Conditional Adapters: Parameter-efficient Transfer Learning with Fast Inference

Authors: Tao Lei, Junwen Bai, Siddhartha Brahma, Joshua Ainslie, Kenton Lee, Yanqi Zhou, Nan Du, Vincent Zhao, Yuexin Wu, Bo Li, Yu Zhang, Ming-Wei Chang

NeurIPS 2023 | Conference PDF | Archive PDF | Plain Text | LLM Run Details

Reproducibility Variable Result LLM Response
Research Type Experimental Our experiments demonstrate that the CODA approach provides an unexpectedly efficient way to transfer knowledge.
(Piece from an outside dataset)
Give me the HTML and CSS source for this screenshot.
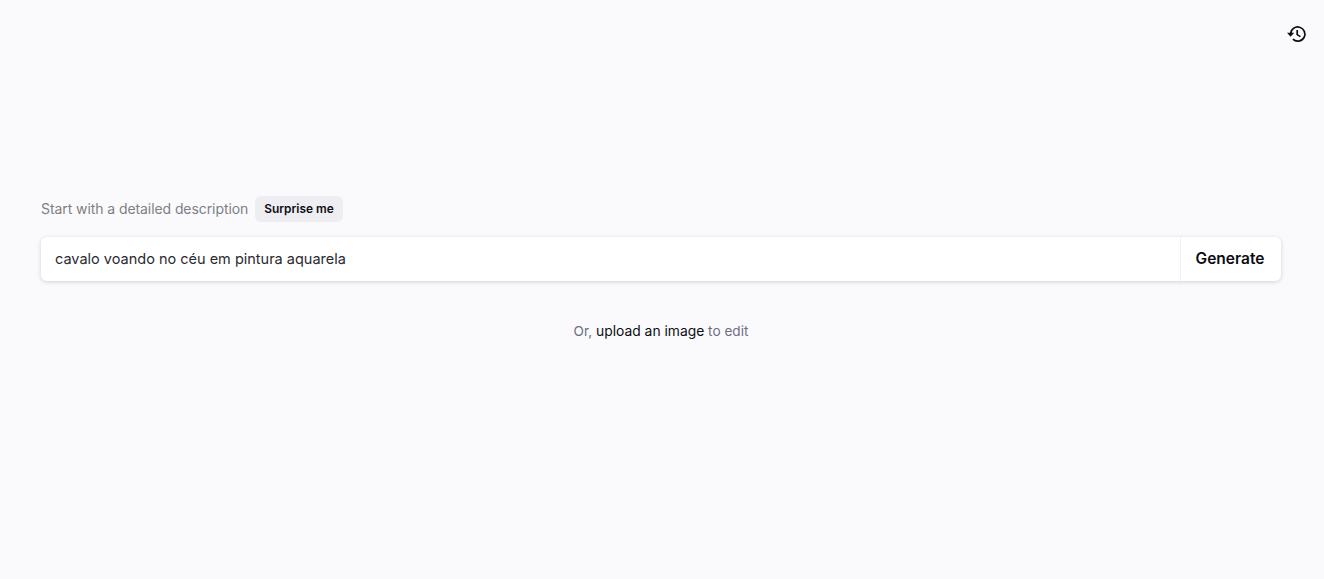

Across a variety of language, vision, and speech tasks, CODA achieves a 2x to 8x inference speed-up compared to the state-of-the-art Adapter approaches with moderate to no accuracy loss and the same parameter efficiency.
Researcher Affiliation Industry Correspondence: taoleics@gmail.com, junwen@google.com
Pseudocode No The paper describes iterative updates for the soft top-k function in Appendix C using mathematical equations and descriptions, but it does not present them in a formalized pseudocode or algorithm block.
Open Source Code No The paper references checkpoints from the T5 project ('2https://github.com/google-research/text-to-text-transfer-transformer/blob/main/ released_checkpoints.md#t511') but does not provide a direct link to the source code for the CODA methodology developed in this paper, nor an explicit statement about its release.
Open Datasets Yes We use the C4 corpus [Raffel et al., 2020] for pretraining text models. For speech models, we use the Libri Light corpus [Kahn et al., 2020] for pretraining. Our vision Transformer models use the same data and training procedure in Pix2Struct [Lee et al., 2022]. Our finetuning datasets for text models include the MNLI [Williams et al., 2018], RTE [Dagan et al., 2005, Haim et al., 2006, Giampiccolo et al., 2007, Bentivogli et al., 2009], Bool Q [Clark et al., 2019], SQu AD [Rajpurkar et al., 2016] and XSum [Narayan et al., 2018] datasets. The speech models are evaluated on the speech recognition task using the Libri Speech dataset [Panayotov et al., 2015]. Finally, we use the OCR-VQA [Mishra et al., 2019], Doc VQA [Mathew et al., 2021], and Screen2Words [Wang et al., 2021] datasets for vision models.
Dataset Splits Yes We report accuracy on the development set on 3 tasks 3 model sizes, and set the number of selected tokens k = n/r .
Hardware Specification Yes All models have been pre-trained using 128 or 256 TPUv3/TPUv4 chips. [...] We use a single TPUv4 chip and 128 sequences per batch.
Software Dependencies Yes For our text and vision experiments, we implement our models using JAX [Bradbury et al., 2018]. Specifically, our training and model modules are built on top of the T5X, Flax and Flaxformer framework [Roberts et al., 2022, Heek et al., 2020]. [...] For the speech experiments, we use Tensor Flow [Abadi et al., 2015] and the Lingvo framework [Shen et al., 2019].
Experiment Setup Yes Table 8 lists the hyper-parameters used for fine-tuning, including the sequence length, learning rate, batch size and the number of fine-tuning steps used. For NLP datasets, we set the maximum input length and decoding length to the 98th percentile of lengths in the training set. For vision datasets, we set the input length following the suggested values in Pix2struct. We also find that annealing the number of routed tokens k can achieve better finetuning results. Specifically, we decrease k linearly from the sequence length n down to the target value n/r using the first 10% to 20% of the finetuning steps.